Wie begründet sich die Differenz von 33 Millionen Euro? Wir sprechen über Steuergelder! Und warum hat man das Verhältnis nicht etwas ausgeglichen bei folgenden vereinbarten Abschlagszahlungen? Vielleicht weil die Nichterfüllung der Verpflichtungen durch den Bund das finanzielle Gleichgewicht der Gesellschaft »empfindlich gestört« hätte, wie die LHBw an das Amt für Ausrüstung, Informationstechnik und Nutzung der Bundeswehr Anfang Oktober schrieb?
Fragwürdig erscheinen auch Zahlungen zur Umstellung der LHBw-Software. Experten des Bundesrechnungshofes empfehlen auch hier die Finanzierungshintergründe »aufzuarbeiten und rechtlich umfassend zu würdigen«.
Das scheint dringend notwendig, denn an verschiedenen Standorten streitet man sich jetzt schon um die künftige Konkursmasse. Der Gesellschaftsvertrag ließe es zu, dass der Bund alle Geschäftsanteile der LHBw erwerben kann. Man kann sich das sicher so vorstellen wie den Rückkauf von Wasserwerken oder Verkehrsbetriebe durch Kommunen.
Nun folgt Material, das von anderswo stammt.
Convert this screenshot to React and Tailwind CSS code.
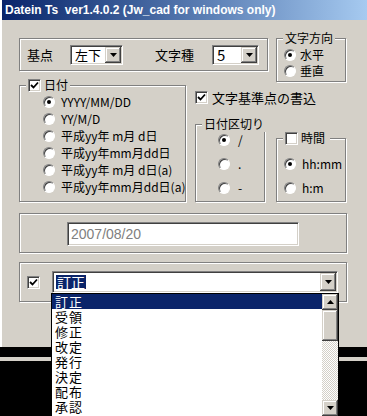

Das klappt vielerorts, sogar in Berlin. Und doch will das in der Hauptstadt angesiedelte Verteidigungsministerium, die Option zur letztmaligen Verlängerung des Leistungs- und Kooperationsvertrages bis Ende Juli 2018 ausüben.
Den Verteidigungsausschuss scheint das alles kalt zu lassen. Es sind ja nur Peanuts im Vergleich zu den Milliardenverlusten beim Kauf von technischem Material.